## [WRITTEN INSTRUCTION]
Scan the data below and pick out the lines containing the word "index".

## [STORED DATA]
********************

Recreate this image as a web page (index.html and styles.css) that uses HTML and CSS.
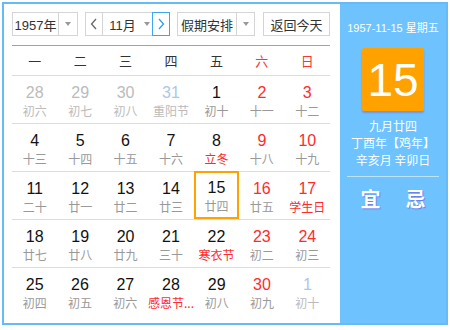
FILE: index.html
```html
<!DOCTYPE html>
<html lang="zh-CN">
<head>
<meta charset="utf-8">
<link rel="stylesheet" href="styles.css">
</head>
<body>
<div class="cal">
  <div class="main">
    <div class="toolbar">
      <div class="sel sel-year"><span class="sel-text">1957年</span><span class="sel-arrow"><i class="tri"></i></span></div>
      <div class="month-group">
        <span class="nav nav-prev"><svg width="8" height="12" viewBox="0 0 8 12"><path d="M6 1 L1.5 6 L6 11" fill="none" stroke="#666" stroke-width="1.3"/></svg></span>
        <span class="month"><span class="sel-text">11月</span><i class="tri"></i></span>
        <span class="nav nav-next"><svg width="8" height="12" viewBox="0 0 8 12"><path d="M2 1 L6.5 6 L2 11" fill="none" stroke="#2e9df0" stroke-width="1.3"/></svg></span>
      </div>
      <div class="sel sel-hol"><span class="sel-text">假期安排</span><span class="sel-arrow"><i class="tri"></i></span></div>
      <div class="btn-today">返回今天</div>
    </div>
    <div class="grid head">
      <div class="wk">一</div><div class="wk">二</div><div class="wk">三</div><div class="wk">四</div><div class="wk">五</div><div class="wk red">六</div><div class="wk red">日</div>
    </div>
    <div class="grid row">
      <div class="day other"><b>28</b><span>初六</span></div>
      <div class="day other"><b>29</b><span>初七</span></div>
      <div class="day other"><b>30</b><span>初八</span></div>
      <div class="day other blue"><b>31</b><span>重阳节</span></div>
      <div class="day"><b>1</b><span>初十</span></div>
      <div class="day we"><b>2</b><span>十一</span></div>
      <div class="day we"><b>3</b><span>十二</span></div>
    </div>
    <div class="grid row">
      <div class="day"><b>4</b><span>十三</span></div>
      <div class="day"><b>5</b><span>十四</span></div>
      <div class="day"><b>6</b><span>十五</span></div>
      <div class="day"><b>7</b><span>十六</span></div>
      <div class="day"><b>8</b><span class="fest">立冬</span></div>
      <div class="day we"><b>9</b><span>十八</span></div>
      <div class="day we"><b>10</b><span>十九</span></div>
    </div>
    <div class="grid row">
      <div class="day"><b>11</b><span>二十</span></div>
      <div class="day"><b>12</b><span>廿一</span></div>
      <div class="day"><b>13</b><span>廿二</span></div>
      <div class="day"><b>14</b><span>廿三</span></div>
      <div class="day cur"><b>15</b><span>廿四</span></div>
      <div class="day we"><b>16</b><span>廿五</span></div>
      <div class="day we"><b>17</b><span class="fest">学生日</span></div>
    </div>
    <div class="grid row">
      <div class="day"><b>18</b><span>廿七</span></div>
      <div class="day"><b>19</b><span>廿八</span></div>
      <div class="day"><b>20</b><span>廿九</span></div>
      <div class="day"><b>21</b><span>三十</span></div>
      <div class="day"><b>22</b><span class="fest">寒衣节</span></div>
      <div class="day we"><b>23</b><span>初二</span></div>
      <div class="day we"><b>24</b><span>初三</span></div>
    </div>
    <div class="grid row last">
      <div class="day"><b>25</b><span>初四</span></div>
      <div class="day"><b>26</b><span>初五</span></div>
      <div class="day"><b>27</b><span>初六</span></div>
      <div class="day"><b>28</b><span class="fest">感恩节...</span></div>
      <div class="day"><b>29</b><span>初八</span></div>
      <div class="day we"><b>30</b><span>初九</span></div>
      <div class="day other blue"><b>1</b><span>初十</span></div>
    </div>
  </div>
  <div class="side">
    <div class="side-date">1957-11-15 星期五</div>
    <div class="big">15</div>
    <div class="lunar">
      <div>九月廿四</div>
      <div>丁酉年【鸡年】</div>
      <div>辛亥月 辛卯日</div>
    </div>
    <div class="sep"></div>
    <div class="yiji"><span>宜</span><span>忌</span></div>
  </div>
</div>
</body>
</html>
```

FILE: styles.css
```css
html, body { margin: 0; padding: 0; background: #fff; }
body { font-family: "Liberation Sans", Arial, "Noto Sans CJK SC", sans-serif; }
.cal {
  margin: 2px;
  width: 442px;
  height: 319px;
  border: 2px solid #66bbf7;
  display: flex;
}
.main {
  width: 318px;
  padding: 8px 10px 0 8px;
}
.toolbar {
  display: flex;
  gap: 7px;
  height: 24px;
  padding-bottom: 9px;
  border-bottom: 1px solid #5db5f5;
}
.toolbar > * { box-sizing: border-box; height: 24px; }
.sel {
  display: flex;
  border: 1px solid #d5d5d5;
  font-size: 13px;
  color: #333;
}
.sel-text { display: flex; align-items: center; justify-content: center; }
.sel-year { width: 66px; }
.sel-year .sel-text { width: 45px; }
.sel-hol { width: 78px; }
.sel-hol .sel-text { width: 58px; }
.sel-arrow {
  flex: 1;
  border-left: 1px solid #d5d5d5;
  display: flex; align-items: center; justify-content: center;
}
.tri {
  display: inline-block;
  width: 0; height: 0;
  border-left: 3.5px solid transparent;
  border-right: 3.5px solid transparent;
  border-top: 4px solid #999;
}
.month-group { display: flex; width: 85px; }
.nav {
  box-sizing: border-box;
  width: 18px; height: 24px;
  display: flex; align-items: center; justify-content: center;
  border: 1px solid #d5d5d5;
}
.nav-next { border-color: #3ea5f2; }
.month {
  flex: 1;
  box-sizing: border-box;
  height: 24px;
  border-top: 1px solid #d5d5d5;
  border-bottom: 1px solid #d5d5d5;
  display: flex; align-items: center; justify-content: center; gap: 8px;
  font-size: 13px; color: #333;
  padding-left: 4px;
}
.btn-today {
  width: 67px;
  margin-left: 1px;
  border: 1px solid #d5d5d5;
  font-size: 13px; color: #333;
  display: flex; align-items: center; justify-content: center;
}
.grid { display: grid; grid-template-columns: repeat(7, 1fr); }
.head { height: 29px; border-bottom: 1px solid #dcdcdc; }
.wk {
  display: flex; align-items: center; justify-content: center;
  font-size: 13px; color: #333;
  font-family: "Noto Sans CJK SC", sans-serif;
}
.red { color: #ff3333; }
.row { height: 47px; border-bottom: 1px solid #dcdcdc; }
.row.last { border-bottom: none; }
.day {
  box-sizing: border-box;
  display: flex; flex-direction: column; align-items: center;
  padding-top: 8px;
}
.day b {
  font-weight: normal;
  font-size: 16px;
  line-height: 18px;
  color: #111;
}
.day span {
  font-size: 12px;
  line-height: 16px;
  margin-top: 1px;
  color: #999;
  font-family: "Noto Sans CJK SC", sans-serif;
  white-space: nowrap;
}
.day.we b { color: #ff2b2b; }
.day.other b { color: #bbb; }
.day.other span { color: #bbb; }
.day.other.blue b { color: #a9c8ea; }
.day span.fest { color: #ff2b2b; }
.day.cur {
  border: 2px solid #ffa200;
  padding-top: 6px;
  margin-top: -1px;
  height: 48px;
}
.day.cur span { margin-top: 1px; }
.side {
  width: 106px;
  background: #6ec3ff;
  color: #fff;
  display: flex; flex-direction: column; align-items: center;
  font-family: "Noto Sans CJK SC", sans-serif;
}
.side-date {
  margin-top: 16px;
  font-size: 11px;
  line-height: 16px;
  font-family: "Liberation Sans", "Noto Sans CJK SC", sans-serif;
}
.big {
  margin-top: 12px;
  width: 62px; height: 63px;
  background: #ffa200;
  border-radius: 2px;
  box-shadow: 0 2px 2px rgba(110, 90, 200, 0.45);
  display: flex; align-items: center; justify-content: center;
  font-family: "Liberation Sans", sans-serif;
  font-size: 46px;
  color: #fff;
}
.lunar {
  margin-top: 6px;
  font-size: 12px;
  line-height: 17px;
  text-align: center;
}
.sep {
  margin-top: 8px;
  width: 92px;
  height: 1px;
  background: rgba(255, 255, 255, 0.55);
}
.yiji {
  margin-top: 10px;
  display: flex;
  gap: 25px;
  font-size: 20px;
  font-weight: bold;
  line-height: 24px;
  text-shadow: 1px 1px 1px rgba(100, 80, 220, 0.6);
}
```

********************

## [RESULT BELOW]
Recreate this image as a web page (index.html and styles.css) that uses HTML and CSS.
FILE: index.html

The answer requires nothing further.